>> Begin Data records

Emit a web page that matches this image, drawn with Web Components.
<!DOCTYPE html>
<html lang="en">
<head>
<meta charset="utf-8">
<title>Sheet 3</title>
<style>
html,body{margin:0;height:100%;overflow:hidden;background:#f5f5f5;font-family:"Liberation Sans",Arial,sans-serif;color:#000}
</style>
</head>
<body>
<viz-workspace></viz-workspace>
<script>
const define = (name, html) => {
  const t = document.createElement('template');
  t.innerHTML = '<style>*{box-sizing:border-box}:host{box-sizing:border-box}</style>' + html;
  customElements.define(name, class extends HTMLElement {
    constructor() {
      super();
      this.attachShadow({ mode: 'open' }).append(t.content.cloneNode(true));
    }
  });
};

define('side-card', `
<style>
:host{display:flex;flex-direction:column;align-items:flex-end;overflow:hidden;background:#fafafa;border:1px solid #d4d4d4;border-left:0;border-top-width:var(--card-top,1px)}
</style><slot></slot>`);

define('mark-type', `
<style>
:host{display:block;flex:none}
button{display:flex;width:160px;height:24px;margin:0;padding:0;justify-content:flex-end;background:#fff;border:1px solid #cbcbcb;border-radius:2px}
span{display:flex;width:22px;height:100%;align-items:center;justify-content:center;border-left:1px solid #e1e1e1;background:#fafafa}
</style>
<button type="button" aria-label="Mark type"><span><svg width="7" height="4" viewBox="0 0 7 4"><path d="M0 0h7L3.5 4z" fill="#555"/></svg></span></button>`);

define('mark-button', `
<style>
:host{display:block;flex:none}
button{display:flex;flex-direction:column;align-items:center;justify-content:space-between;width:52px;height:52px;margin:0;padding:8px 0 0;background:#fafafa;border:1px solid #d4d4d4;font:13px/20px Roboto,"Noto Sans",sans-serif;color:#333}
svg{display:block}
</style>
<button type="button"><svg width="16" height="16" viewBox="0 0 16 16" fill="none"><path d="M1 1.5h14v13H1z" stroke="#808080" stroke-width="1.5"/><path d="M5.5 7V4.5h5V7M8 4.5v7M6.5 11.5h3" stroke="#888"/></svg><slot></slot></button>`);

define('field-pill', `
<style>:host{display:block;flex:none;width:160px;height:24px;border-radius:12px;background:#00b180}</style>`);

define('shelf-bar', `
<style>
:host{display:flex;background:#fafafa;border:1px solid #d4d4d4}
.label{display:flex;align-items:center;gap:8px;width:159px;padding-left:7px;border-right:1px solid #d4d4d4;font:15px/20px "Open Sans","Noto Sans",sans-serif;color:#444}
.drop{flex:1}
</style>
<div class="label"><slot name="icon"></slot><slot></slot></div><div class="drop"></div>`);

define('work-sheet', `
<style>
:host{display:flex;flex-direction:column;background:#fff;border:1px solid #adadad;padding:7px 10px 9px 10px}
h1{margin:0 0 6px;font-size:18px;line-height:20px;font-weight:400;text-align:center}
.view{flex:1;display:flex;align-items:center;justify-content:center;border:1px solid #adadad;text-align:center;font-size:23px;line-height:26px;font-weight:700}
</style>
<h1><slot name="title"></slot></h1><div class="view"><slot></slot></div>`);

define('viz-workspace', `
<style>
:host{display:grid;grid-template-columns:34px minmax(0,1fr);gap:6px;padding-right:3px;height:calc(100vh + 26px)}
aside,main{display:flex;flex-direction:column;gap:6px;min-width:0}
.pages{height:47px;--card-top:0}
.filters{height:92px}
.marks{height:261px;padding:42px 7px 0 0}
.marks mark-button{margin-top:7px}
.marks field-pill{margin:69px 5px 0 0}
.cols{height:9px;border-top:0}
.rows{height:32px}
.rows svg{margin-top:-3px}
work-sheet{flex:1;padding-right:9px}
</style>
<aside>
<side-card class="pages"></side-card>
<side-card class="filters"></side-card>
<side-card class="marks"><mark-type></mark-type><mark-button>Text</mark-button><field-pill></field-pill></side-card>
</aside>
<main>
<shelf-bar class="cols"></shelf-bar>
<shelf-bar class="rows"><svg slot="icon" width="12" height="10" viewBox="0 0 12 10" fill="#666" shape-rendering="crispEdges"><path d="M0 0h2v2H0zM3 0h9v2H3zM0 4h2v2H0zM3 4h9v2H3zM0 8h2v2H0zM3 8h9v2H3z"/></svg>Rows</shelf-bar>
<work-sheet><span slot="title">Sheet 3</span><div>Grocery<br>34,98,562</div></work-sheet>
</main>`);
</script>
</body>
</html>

>> End Data records
>> Begin Data records

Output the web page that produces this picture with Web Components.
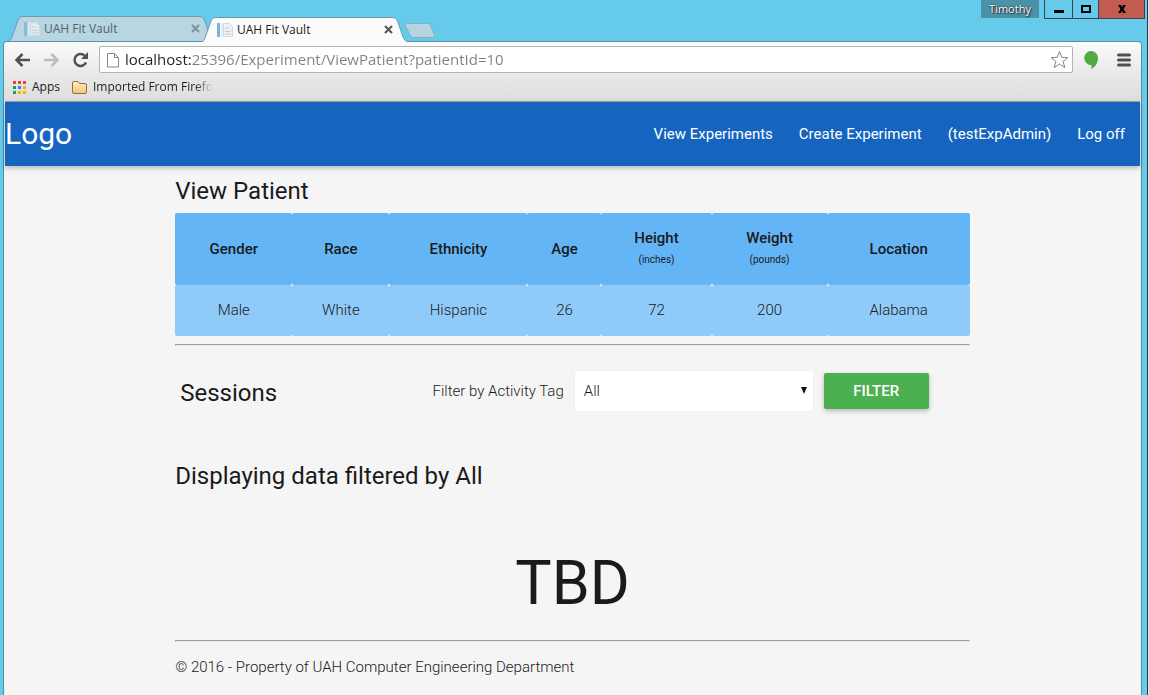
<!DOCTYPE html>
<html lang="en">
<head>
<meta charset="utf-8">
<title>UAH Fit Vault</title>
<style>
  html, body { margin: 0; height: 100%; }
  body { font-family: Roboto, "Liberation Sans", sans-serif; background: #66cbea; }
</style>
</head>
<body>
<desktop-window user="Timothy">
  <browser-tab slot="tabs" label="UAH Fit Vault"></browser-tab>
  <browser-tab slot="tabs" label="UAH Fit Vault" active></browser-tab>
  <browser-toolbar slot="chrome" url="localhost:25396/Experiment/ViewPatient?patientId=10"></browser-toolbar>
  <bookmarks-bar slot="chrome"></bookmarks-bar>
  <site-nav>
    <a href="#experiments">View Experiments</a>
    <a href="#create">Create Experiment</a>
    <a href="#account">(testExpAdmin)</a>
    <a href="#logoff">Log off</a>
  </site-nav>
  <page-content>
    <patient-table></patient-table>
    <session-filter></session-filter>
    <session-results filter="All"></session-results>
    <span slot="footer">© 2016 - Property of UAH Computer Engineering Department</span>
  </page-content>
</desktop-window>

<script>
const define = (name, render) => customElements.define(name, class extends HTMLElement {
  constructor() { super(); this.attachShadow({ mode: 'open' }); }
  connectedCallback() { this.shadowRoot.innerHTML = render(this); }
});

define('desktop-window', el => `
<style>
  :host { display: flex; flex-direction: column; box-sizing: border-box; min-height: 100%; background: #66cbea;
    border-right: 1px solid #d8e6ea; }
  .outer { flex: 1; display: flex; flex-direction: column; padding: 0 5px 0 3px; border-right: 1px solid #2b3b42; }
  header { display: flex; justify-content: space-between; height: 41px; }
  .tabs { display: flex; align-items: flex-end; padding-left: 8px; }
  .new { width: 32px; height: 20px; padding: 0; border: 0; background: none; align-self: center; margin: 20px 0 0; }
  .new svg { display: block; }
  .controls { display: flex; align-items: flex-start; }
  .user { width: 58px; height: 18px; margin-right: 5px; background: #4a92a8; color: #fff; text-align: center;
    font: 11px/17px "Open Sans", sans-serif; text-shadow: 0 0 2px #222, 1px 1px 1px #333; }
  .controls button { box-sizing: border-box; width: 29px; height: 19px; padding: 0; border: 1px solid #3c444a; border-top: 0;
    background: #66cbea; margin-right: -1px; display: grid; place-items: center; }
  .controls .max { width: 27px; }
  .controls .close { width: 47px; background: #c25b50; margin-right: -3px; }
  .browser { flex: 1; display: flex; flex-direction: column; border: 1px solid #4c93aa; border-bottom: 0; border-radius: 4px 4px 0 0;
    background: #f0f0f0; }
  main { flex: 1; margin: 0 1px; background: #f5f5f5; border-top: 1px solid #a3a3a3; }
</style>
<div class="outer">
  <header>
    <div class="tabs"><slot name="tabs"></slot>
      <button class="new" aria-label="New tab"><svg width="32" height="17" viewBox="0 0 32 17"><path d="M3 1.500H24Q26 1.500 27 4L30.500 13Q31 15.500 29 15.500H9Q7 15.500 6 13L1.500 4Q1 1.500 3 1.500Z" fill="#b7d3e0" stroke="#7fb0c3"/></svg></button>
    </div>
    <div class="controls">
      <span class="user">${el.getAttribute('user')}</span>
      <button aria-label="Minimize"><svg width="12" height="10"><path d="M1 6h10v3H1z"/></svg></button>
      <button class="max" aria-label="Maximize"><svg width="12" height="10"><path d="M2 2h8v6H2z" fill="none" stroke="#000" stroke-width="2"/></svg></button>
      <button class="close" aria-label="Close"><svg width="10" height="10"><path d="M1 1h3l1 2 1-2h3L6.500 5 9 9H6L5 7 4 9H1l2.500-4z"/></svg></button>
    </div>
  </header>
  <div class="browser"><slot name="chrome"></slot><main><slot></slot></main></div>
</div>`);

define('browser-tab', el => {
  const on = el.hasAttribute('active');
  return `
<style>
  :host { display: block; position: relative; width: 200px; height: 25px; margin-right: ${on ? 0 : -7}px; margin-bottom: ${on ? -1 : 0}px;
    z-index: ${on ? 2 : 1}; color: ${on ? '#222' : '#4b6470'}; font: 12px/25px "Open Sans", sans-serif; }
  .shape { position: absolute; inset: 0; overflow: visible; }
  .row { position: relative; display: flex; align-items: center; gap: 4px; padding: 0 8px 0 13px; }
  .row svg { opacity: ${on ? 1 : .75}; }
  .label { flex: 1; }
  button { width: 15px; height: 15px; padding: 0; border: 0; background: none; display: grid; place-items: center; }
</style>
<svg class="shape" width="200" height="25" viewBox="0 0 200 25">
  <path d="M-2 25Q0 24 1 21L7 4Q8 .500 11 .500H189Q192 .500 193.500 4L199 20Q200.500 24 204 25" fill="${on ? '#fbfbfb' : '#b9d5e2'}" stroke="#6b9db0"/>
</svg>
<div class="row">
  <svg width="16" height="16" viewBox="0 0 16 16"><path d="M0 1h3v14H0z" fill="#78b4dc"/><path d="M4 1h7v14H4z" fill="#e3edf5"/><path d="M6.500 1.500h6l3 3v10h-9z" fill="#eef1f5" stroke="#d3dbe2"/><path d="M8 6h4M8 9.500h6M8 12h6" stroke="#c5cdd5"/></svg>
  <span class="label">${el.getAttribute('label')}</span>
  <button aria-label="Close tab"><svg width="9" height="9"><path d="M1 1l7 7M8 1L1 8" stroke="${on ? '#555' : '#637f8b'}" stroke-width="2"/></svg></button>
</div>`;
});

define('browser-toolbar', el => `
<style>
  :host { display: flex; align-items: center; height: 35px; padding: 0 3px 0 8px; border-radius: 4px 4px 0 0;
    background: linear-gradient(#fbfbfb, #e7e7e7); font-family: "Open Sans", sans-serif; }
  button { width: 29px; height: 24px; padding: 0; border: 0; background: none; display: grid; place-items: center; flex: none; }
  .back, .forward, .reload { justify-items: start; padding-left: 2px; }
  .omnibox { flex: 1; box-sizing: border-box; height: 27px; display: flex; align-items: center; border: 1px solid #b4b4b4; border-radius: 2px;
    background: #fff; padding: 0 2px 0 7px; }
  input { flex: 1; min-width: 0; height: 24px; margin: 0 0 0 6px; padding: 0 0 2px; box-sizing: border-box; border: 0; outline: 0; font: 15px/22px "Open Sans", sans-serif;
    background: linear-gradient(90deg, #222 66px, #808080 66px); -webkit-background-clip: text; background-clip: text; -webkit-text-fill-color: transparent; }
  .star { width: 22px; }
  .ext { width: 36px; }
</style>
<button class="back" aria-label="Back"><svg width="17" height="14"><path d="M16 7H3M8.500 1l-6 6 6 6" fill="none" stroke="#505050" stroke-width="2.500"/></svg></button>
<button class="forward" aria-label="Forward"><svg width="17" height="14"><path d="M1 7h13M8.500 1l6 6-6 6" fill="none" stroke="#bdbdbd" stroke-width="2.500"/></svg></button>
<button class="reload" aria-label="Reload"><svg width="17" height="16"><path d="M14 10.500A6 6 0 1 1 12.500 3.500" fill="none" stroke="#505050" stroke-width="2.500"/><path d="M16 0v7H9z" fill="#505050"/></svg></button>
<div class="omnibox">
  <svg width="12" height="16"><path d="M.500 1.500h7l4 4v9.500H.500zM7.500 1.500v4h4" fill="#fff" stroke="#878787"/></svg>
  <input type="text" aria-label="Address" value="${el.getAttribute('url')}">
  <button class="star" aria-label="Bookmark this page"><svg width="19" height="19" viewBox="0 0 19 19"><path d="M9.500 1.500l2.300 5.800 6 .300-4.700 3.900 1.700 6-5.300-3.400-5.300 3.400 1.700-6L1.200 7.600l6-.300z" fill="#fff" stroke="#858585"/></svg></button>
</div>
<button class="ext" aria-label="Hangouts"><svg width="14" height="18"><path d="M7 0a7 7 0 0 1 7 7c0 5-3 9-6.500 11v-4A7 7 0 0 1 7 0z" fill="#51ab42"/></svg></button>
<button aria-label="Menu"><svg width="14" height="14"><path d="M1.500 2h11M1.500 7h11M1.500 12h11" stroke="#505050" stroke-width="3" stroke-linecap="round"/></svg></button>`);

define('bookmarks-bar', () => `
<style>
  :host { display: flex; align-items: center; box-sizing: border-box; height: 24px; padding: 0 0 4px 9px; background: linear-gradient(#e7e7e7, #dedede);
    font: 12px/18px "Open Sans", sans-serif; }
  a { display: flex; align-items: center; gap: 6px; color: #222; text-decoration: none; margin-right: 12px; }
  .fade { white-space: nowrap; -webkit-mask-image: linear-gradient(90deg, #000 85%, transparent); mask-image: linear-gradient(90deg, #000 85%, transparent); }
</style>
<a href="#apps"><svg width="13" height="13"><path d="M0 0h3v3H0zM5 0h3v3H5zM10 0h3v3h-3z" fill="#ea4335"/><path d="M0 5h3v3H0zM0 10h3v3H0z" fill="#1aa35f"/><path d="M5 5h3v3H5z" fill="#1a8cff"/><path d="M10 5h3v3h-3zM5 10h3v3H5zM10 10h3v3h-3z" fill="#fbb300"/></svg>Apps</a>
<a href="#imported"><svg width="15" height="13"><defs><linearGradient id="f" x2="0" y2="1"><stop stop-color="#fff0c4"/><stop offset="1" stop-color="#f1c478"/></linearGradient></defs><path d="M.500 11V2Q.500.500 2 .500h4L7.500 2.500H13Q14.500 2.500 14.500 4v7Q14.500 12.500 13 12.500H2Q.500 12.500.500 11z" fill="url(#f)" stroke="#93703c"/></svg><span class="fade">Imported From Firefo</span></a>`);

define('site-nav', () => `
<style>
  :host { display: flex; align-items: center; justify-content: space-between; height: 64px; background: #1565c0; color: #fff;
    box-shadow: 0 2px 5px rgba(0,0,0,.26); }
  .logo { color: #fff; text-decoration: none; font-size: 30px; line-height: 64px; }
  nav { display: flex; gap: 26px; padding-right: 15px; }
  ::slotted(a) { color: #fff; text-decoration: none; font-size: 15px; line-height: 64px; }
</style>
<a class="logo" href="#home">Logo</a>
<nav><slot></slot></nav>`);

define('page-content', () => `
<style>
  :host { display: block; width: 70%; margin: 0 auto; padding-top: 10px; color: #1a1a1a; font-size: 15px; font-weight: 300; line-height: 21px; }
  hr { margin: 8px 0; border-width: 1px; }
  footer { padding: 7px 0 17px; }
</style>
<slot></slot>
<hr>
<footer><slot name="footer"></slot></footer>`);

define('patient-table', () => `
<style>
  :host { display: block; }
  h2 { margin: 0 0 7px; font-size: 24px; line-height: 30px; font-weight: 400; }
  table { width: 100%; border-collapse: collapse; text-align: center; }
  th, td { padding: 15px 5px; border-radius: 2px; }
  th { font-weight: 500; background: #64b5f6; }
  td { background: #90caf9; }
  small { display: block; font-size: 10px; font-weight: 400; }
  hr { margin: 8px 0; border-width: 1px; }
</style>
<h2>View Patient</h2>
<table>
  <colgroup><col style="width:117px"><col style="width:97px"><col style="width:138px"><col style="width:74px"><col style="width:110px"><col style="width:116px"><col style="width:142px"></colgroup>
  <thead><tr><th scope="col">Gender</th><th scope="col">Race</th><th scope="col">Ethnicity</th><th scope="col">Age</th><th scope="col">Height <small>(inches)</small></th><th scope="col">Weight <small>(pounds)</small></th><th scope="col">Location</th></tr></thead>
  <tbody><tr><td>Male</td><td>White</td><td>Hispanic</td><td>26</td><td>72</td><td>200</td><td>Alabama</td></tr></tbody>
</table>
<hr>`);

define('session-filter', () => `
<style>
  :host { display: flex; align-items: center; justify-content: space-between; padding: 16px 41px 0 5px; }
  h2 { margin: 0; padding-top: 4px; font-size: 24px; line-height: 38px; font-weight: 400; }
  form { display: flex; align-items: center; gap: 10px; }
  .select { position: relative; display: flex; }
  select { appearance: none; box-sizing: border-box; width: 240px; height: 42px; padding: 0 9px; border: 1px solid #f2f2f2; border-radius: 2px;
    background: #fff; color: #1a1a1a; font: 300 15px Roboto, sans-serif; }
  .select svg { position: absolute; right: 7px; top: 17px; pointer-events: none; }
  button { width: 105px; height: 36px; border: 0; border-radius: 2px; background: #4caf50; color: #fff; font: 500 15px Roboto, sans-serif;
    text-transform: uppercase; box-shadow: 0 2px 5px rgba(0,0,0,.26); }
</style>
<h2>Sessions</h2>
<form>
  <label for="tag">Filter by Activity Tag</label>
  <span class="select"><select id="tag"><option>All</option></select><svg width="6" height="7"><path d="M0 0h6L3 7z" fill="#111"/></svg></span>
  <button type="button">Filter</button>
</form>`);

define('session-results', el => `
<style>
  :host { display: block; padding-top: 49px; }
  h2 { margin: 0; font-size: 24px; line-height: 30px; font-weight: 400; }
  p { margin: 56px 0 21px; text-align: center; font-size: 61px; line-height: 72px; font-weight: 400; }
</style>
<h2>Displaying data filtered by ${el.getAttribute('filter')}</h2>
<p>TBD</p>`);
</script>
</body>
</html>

>> End Data records

Problem = How many lines in these entries contain the string "with"? State the number and nothing more.

Exercise output = 2